The aim is to transition their belief to seeing investment as not only important and essential, but also available to the everyday person. Providing Millennials with an intuitive, affordable digital platform gives providers the chance to shift perceptions and begin associating investing with their customers’ lifestyle, making it as accessible as a streaming subscription or gym membership.

2. Offer tailored hybrid solutions

Millennials may have a penchant for technology-based interactions but they also have a deep need for self-governance. They are more willing to explore new investment strategies and digital advisory platforms as long as they are personalized and offer a sense of “self-investing”.

This makes them the ideal demographic for personalized robo-advisory solutions, which are digital investment portfolios driven by algorithms to assist investors in making the right decisions with little to no human intervention. This is why two of three investors who opt for robo-advisory are Millennials.

However, despite their preference for a digital-based platform, Millennials still require the human touch and advice a human advisor can offer. As Millennials age, life events become increasingly complex: whether it’s marriage, a new business, or more financial commitments, the investing scenario becomes more nuanced.
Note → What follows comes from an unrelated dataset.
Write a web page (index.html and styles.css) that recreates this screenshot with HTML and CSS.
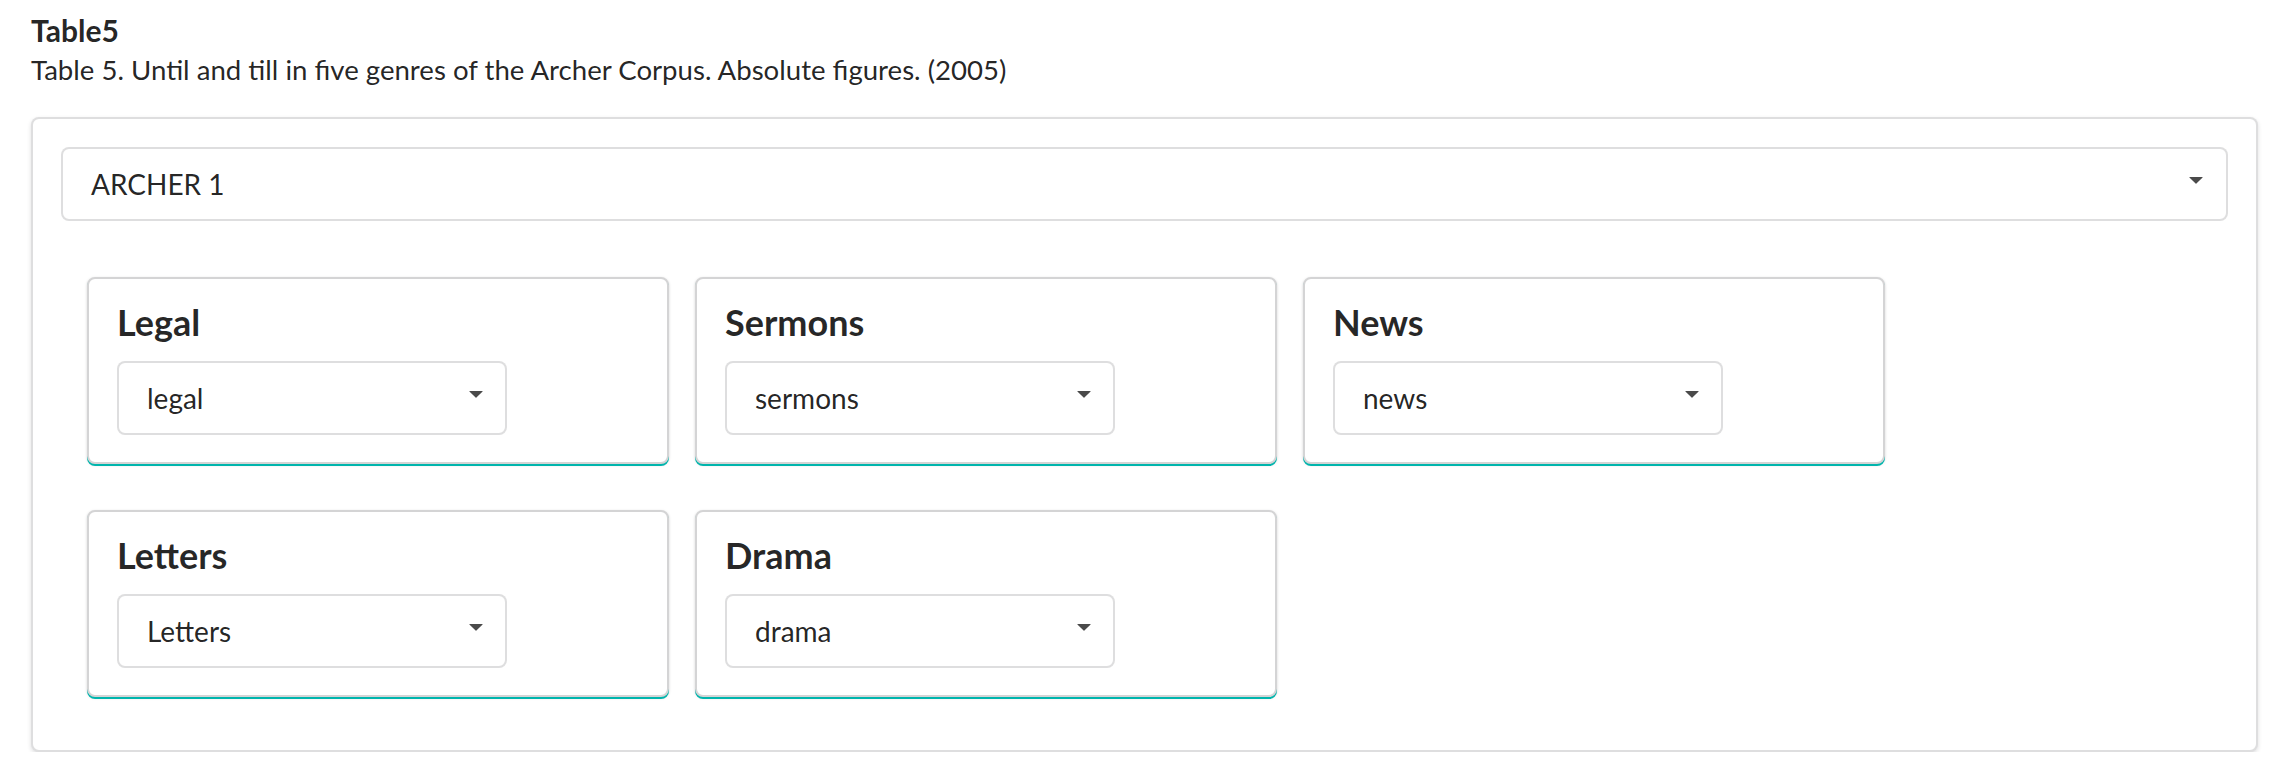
FILE: index.html
```html
<!DOCTYPE html>
<html lang="en">
<head>
<meta charset="utf-8">
<title>Table5</title>
<link rel="stylesheet" href="styles.css">
</head>
<body>
  <div class="page">
    <h4 class="title">Table5</h4>
    <p class="subtitle">Table 5. Until and till in five genres of the Archer Corpus. Absolute figures. (2005)</p>
    <div class="segment">
      <div class="dropdown">
        <span class="dropdown-text">ARCHER 1</span>
        <svg class="caret" width="14" height="7" viewBox="0 0 14 7"><path d="M0.5 0 H13.5 Q14 0 13.6 0.4 L7.4 6.6 Q7 7 6.6 6.6 L0.4 0.4 Q0 0 0.5 0 Z" fill="#4a4a4a"/></svg>
      </div>
      <div class="cards">
        <div class="card">
          <div class="card-header">Legal</div>
          <div class="dropdown small">
            <span class="dropdown-text">legal</span>
            <svg class="caret" width="14" height="7" viewBox="0 0 14 7"><path d="M0.5 0 H13.5 Q14 0 13.6 0.4 L7.4 6.6 Q7 7 6.6 6.6 L0.4 0.4 Q0 0 0.5 0 Z" fill="#4a4a4a"/></svg>
          </div>
        </div>
        <div class="card">
          <div class="card-header">Sermons</div>
          <div class="dropdown small">
            <span class="dropdown-text">sermons</span>
            <svg class="caret" width="14" height="7" viewBox="0 0 14 7"><path d="M0.5 0 H13.5 Q14 0 13.6 0.4 L7.4 6.6 Q7 7 6.6 6.6 L0.4 0.4 Q0 0 0.5 0 Z" fill="#4a4a4a"/></svg>
          </div>
        </div>
        <div class="card">
          <div class="card-header">News</div>
          <div class="dropdown small">
            <span class="dropdown-text">news</span>
            <svg class="caret" width="14" height="7" viewBox="0 0 14 7"><path d="M0.5 0 H13.5 Q14 0 13.6 0.4 L7.4 6.6 Q7 7 6.6 6.6 L0.4 0.4 Q0 0 0.5 0 Z" fill="#4a4a4a"/></svg>
          </div>
        </div>
        <div class="card">
          <div class="card-header">Letters</div>
          <div class="dropdown small">
            <span class="dropdown-text">Letters</span>
            <svg class="caret" width="14" height="7" viewBox="0 0 14 7"><path d="M0.5 0 H13.5 Q14 0 13.6 0.4 L7.4 6.6 Q7 7 6.6 6.6 L0.4 0.4 Q0 0 0.5 0 Z" fill="#4a4a4a"/></svg>
          </div>
        </div>
        <div class="card">
          <div class="card-header">Drama</div>
          <div class="dropdown small">
            <span class="dropdown-text">drama</span>
            <svg class="caret" width="14" height="7" viewBox="0 0 14 7"><path d="M0.5 0 H13.5 Q14 0 13.6 0.4 L7.4 6.6 Q7 7 6.6 6.6 L0.4 0.4 Q0 0 0.5 0 Z" fill="#4a4a4a"/></svg>
          </div>
        </div>
      </div>
    </div>
  </div>
</body>
</html>
```
FILE: styles.css
```css
* {
  box-sizing: border-box;
}

html, body {
  margin: 0;
  padding: 0;
  background: #ffffff;
}

body {
  font-family: Lato, "Open Sans", "Liberation Sans", sans-serif;
  color: rgba(0, 0, 0, 0.87);
}

.page {
  padding: 10px 28px 0 31px;
}

.title {
  margin: 0;
  font-size: 30px;
  line-height: 40px;
  font-weight: 700;
  color: rgba(0, 0, 0, 0.87);
}

.subtitle {
  margin: 0;
  font-size: 27.6px;
  line-height: 40px;
  font-weight: 400;
  color: rgba(0, 0, 0, 0.87);
}

.segment {
  margin-top: 27px;
  border: 2px solid rgba(34, 36, 38, 0.15);
  border-radius: 8px;
  box-shadow: 0 2px 4px 0 rgba(34, 36, 38, 0.15);
  padding: 28px;
  background: #fff;
}

.dropdown {
  display: flex;
  align-items: center;
  justify-content: space-between;
  height: 74px;
  border: 2px solid rgba(34, 36, 38, 0.15);
  border-radius: 8px;
  padding: 0 23px 0 28px;
  font-size: 28px;
  line-height: 34px;
  color: rgba(0, 0, 0, 0.87);
  background: #fff;
}

.dropdown.small {
  width: 390px;
  padding-right: 22px;
}

.caret {
  display: block;
  flex: none;
  margin-bottom: 7px;
}

.cards {
  display: flex;
  flex-wrap: wrap;
  column-gap: 26px;
  row-gap: 46px;
  margin-top: 56px;
  padding-left: 26px;
  padding-bottom: 25px;
}

.card {
  width: 582px;
  border: 2px solid #d4d4d5;
  border-radius: 8px;
  padding: 22px 28px 27px;
  background: #fff;
  box-shadow: 0 2px 0 0 #00b5ad, 0 1px 3px 0 #d4d4d5;
}

.card-header {
  font-size: 36px;
  line-height: 43px;
  font-weight: 700;
  color: rgba(0, 0, 0, 0.85);
  margin-bottom: 17px;
}
```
This is where a hybrid solution comes to play: combining the speed, low cost and mobility of robo-advisory together with the experience of a seasoned wealth advisor should provide them with the best of both worlds.

Advisors ignore the new generation at their peril

Advisors who understand the needs and goals of Millennials and are able to adapt early to tailor to their personal preferences will be positioned to onboard a large share of this market segment. As emerging investors, this new generation offers exponential value to service providers and represents a new crop of potential lifelong customers. A proactive response to their needs could help advisors establish their client base for years to come, while those who fail to adapt their service offering may find themselves left behind.